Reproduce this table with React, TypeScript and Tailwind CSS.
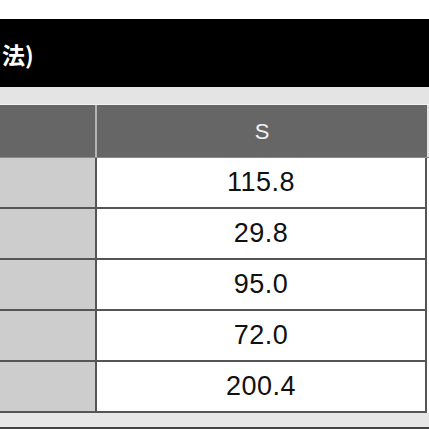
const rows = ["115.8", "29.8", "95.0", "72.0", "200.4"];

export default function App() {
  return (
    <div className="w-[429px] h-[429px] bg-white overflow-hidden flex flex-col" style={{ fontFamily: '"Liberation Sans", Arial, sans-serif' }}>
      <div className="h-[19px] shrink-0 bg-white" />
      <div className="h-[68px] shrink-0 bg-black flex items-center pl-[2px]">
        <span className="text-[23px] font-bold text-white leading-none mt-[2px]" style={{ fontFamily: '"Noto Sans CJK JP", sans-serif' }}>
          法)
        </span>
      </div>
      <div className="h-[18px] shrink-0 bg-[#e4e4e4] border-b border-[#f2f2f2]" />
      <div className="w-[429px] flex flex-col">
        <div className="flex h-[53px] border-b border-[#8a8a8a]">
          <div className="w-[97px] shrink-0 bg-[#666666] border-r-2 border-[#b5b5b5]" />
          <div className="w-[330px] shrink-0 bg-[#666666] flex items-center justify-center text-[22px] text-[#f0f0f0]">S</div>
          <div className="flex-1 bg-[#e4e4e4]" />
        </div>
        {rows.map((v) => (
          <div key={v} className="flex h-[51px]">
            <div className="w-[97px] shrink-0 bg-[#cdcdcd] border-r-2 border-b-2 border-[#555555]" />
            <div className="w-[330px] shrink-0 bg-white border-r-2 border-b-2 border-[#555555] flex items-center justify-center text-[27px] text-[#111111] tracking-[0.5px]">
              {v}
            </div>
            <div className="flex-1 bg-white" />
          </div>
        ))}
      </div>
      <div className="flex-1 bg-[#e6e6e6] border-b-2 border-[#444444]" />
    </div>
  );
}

----

STATED GOAL ::
Copy out each line word for word, please, skipping the images.

FULL ANSWER ::
Reproduce this table with React, TypeScript and Tailwind CSS.
const rows = ["115.8", "29.8", "95.0", "72.0", "200.4"];

export default function App() {
  return (
    <div className="w-[429px] h-[429px] bg-white overflow-hidden flex flex-col" style={{ fontFamily: '"Liberation Sans", Arial, sans-serif' }}>
      <div className="h-[19px] shrink-0 bg-white" />
      <div className="h-[68px] shrink-0 bg-black flex items-center pl-[2px]">
        <span className="text-[23px] font-bold text-white leading-none mt-[2px]" style={{ fontFamily: '"Noto Sans CJK JP", sans-serif' }}>
          法)
        </span>
      </div>
      <div className="h-[18px] shrink-0 bg-[#e4e4e4] border-b border-[#f2f2f2]" />
      <div className="w-[429px] flex flex-col">
        <div className="flex h-[53px] border-b border-[#8a8a8a]">
          <div className="w-[97px] shrink-0 bg-[#666666] border-r-2 border-[#b5b5b5]" />
          <div className="w-[330px] shrink-0 bg-[#666666] flex items-center justify-center text-[22px] text-[#f0f0f0]">S</div>
          <div className="flex-1 bg-[#e4e4e4]" />
        </div>
        {rows.map((v) => (
          <div key={v} className="flex h-[51px]">
            <div className="w-[97px] shrink-0 bg-[#cdcdcd] border-r-2 border-b-2 border-[#555555]" />
            <div className="w-[330px] shrink-0 bg-white border-r-2 border-b-2 border-[#555555] flex items-center justify-center text-[27px] text-[#111111] tracking-[0.5px]">
              {v}
            </div>
            <div className="flex-1 bg-white" />
          </div>
        ))}
      </div>
      <div className="flex-1 bg-[#e6e6e6] border-b-2 border-[#444444]" />
    </div>
  );
}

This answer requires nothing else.